Simulated Author's Rebuttal

0 responses · 0 unresolved

We thank the referee for the positive assessment of our manuscript, the accurate summary of the contributions, and the recommendation for minor revision. No major comments were provided in the report.

Circularity Check

0 steps flagged

No significant circularity: new approximation property and explicit norm bounds derived independently; combined with external standard theory

full rationale

The paper's central derivation establishes a weak approximation property in the block-Jacobi-induced norm with bound controlled by the user-specified spectral cutoff threshold, then derives explicit bounds on the smoother norm-comparison constant for the cited smoothers. These steps are presented as novel contributions rather than reductions to fitted quantities or prior self-citations. The combination invokes 'standard sharp theory for multiplicative two-level cycles' from the literature (not overlapping-author citations that bear the load), and the Gram representation A = G^T G is an explicit modeling assumption on the input matrices rather than a constructed output. No self-definitional, fitted-prediction, or ansatz-smuggling patterns appear in the provided abstract or described chain; the result remains self-contained against external benchmarks.

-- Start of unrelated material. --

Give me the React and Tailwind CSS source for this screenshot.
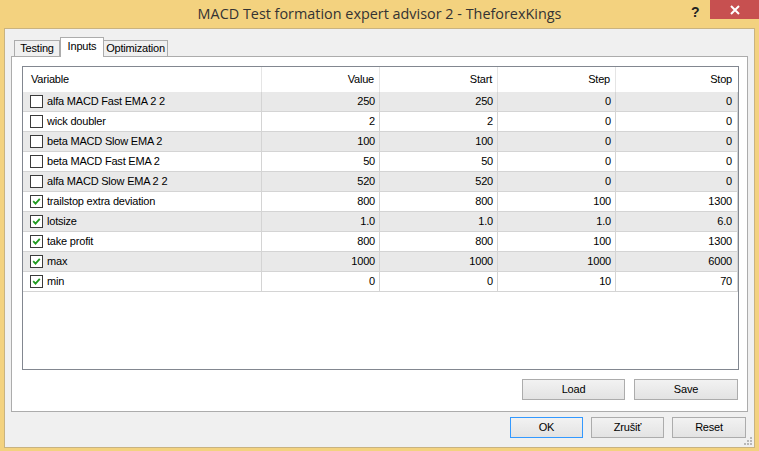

Axiom & Free-Parameter Ledger

0 free parameters · 2 axioms · 0 invented entities

The theory rests on the existence of a Gram representation for the matrices and on background results from algebraic multigrid theory; no new free parameters are introduced beyond the user-controlled cutoff, and no new entities are postulated.

axioms (2)
  • domain assumption Matrices admit a Gram representation A = G^T G
    Stated in the abstract as the setting for which the solver and theory apply; invoked to justify the algebraic construction.
  • standard math Standard sharp theory for multiplicative two-level cycles applies once the weak approximation property holds
    Explicitly invoked when combining the new approximation result with existing cycle analysis.